The definition of Software Defined Networking (SDN) continues to broaden, today including functions such as configuration automation and orchestration. While these tasks aren't strictly SDN, the fact is software is used to define some aspect of the network infrastructure in both cases, so vendors have stretched the definition of SDN to bring configuration automation and orchestration platforms into the mix.
In fairness, the line gets blurry, as some modern orchestration systems use programmatic interfaces to provision the network instead of traditional configuration tools such as SSH or SNMP.
In many organizations, automating the configuration of network devices is where "SDN" is initially gaining traction. The impetus for this is straightforward: configuring network devices is woefully complicated. As vendors build more features into their routers, switches, firewalls and application delivery controllers, the command line syntax required to configure those devices becomes increasingly loaded with options and syntactic choices. Web-based GUIs are often a CLI alternative, but are slow to navigate. Web GUIs also have a way of obfuscating functions by hiding them in unlikely pages, making access to them a series of annoying clicks.
The point of commonality in traditional network device configuration is humans -- whether they use a CLI or a GUI -- and, for all our considerable merits, we aren't as competent as computers at syntax, perfectly inputting long strings of data, or remembering each step of a complex task. In my experience, humans are the No. 1 cause of network outages in the form of network engineers making an honest mistake.
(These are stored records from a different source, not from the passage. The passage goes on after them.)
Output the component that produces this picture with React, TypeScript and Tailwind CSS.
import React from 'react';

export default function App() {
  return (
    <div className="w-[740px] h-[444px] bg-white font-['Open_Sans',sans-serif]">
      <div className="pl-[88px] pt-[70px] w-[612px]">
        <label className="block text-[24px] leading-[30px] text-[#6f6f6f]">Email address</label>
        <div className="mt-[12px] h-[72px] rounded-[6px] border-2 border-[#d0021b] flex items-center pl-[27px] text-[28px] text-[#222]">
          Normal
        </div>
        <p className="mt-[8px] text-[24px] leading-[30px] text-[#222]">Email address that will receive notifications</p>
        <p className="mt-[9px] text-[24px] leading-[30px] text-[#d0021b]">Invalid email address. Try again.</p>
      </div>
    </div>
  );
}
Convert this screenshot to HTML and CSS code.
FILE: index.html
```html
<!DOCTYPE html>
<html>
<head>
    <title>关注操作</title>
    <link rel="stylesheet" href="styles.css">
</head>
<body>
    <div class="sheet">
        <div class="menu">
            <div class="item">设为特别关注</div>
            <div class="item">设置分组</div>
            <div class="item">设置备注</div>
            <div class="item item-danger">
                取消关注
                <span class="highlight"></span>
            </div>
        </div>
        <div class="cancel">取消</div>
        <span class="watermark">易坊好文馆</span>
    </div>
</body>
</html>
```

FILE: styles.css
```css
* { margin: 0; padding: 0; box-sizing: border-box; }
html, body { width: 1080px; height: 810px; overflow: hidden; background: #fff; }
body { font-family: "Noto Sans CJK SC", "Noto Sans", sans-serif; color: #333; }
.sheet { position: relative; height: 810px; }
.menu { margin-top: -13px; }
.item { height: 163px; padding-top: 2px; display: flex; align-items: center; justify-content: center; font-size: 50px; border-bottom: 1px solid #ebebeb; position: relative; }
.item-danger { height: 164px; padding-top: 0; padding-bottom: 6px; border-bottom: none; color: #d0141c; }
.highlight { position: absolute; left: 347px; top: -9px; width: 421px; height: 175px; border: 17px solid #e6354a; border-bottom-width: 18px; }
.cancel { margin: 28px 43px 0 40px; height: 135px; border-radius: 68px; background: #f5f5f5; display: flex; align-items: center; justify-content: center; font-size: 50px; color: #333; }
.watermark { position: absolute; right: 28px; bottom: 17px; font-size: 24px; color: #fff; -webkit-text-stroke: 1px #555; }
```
Asking a human to a make a change to a production network is akin to asking a human to change the air filter on a car. While the car's engine is running. And the car is traveling down the highway at 70 miles per hour.
Can it be done? Yes. Should it be done? Hmm. Seems a little risky. And yet, organizations take exactly these risks every day, often mitigating that risk with scheduled maintenance windows. However, even those windows don't change the fact that a modern network is expected to be up 100% of the time.
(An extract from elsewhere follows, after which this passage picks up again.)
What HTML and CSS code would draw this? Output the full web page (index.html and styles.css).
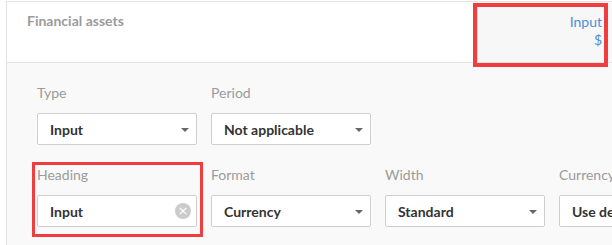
FILE: index.html
```html
<!DOCTYPE html>
<html lang="en">
<head>
<meta charset="UTF-8" />
<title>Financial assets</title>
<link rel="stylesheet" href="styles.css">
</head>
<body>
  <div class="sheet">
    <div class="sheet-head">
      <div class="sheet-title">Financial assets</div>
      <div class="sheet-col">
        <span>Input</span>
        <span>$</span>
      </div>
    </div>
    <div class="sheet-body">
      <div class="field-row">
        <div class="field">
          <label for="type">Type</label>
          <div class="select">
            <select id="type"><option>Input</option></select>
          </div>
        </div>
        <div class="field">
          <label for="period">Period</label>
          <div class="select">
            <select id="period"><option>Not applicable</option></select>
          </div>
        </div>
      </div>
      <div class="field-row">
        <div class="field">
          <label for="heading">Heading</label>
          <div class="text-box">
            <input type="text" id="heading" value="Input">
            <button class="clear" type="button">&times;</button>
          </div>
        </div>
        <div class="field">
          <label for="format">Format</label>
          <div class="select">
            <select id="format"><option>Currency</option></select>
          </div>
        </div>
        <div class="field">
          <label for="width">Width</label>
          <div class="select">
            <select id="width"><option>Standard</option></select>
          </div>
        </div>
        <div class="field">
          <label for="currency">Currency</label>
          <div class="select">
            <select id="currency"><option>Use default</option></select>
          </div>
        </div>
      </div>
    </div>
  </div>

  <!-- marcações em vermelho -->
  <div class="mark mark-col"></div>
  <div class="mark mark-heading"></div>
</body>
</html>
```

FILE: styles.css
```css
html, body {
  height: 100%;
}
body {
  margin: 0;
  font-family: Lato, "Open Sans", sans-serif;
  font-size: 14px;
  background: #fff;
  overflow: hidden;
}
.sheet {
  margin: 1px 0 0 6px;
  border-top: 1px solid #e3e3e3;
  border-left: 1px solid #e3e3e3;
  height: calc(100% - 2px);
  display: flex;
  flex-direction: column;
}
.sheet-head {
  display: flex;
  height: 61px;
  box-sizing: border-box;
  border-bottom: 1px solid #e3e3e3;
  background: #fff;
}
.sheet-title {
  flex: 1;
  padding: 9px 0 0 20px;
  line-height: 20px;
  font-weight: 700;
  color: #9b9b9b;
}
.sheet-col {
  width: 135px;
  box-sizing: border-box;
  border-left: 1px solid #e3e3e3;
  background: #f7f7f7;
  padding: 11px 10px 0 0;
  display: flex;
  flex-direction: column;
  align-items: flex-end;
  line-height: 18px;
  color: #4a8fdc;
}
.sheet-body {
  flex: 1;
  background: #f9f9f9;
  padding: 20px 0 0 30px;
  overflow: hidden;
}
.field-row {
  display: flex;
  gap: 14px;
  margin-bottom: 20px;
}
.field {
  width: 160px;
  flex-shrink: 0;
}
.field label {
  display: block;
  line-height: 20px;
  color: #9b9b9b;
  margin-bottom: 10px;
}
.select, .text-box {
  position: relative;
  height: 32px;
}
.select select, .text-box input {
  appearance: none;
  -webkit-appearance: none;
  width: 100%;
  height: 32px;
  box-sizing: border-box;
  margin: 0;
  padding: 0 24px 0 12px;
  border: 1px solid #cfcfcf;
  border-radius: 2px;
  background: #fff;
  font-family: inherit;
  font-size: 14px;
  font-weight: 700;
  color: #333;
  outline: none;
}
.select::after {
  content: "";
  position: absolute;
  right: 8px;
  top: 15px;
  border-left: 4px solid transparent;
  border-right: 4px solid transparent;
  border-top: 4px solid #666;
}
.clear {
  position: absolute;
  right: 6px;
  top: 8px;
  width: 16px;
  height: 16px;
  padding: 0;
  border: none;
  border-radius: 50%;
  background: #cbcbcb;
  color: #fff;
  font-family: "DejaVu Sans", sans-serif;
  font-size: 13px;
  line-height: 16px;
  text-align: center;
  cursor: pointer;
}
.mark {
  position: absolute;
  border: 4px solid #f03e3e;
  box-sizing: border-box;
}
.mark-col {
  left: 473px;
  top: 3px;
  width: 135px;
  height: 64px;
}
.mark-heading {
  left: 32px;
  top: 162px;
  width: 171px;
  height: 75px;
  border-width: 3px;
}
```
For years now, server administrators have been automating repeatable and complex tasks with several different tools. Network devices are not servers, but of late, several tools from the server world are being used by the network community. These tools are addressing the issue of complexity and human error in device configuration. These tools could also be considered an incremental step on the SDN journey. While configuration automation isn't pure SDN, it certainly moves an organization closer. Let's take a look at a few tools to introduce this emerging trend.
Python. The Python programming language comes first in this list because it is widely available, popular, well-documented, and considered by many to be easy to use. In addition, some other tools that might be used for network configuration are written in Python. Therefore, Python is a flexible, multi-use tool that network engineers have been using to help them with network configuration either directly or indirectly.
The big idea behind using a programming language to create network device configurations is that a program both ensures a predictable result and can iterate through repetitive tasks. For example, let's say an organization needs to build configurations for 100 switches, that are all configured identically except for details like the hostname and perhaps VLAN membership. A program could be written in Python to generate the required configuration over and over again, substituting in the unique elements of a specific switch per iteration. Rather than an engineer building each switch by hand, copying and pasting sections of configuration and making sure the unique bits get swapped out as needed, a program does all of that work.
Python is far from the only programming language that can do this sort of work. For simple tasks as described above, all sorts of options are available. But Python has the benefit of a powerful set of libraries to access network devices and otherwise make it relatively easy to not only create configurations, but also apply those configurations.
Notably, network vendors are writing APIs for their equipment with support for Python. Cisco onePK supports Python, for example, Arista's EOS-API can be accessed with Python, and Juniper has released a "PyEZ" library to enable access to Junos devices via Python.
Jinja2. One example of Python's extensibility is Jinja2. Jinja2 is a Python library acting as a template engine. Templates are used for repeated bits of code, where perhaps just a few variables change from device to device. In network engineering, templates are useful for configuring big chunks of code that are identical on all devices of a certain class, such as a router, or for paragraphs of code in a device describing interfaces, VLANs, VRFs, and so on.
Jinja2 adds template functionality to Python, making it possible for a network engineer to iterate through all the interfaces on a device, adding unique descriptions and VLAN assignments for each one without having to manually configure each interface separately. As most data centers have a standard set of commands used on all of their interfaces, Jinja2 templates both save time and reduce potential errors when generating configuration with Python.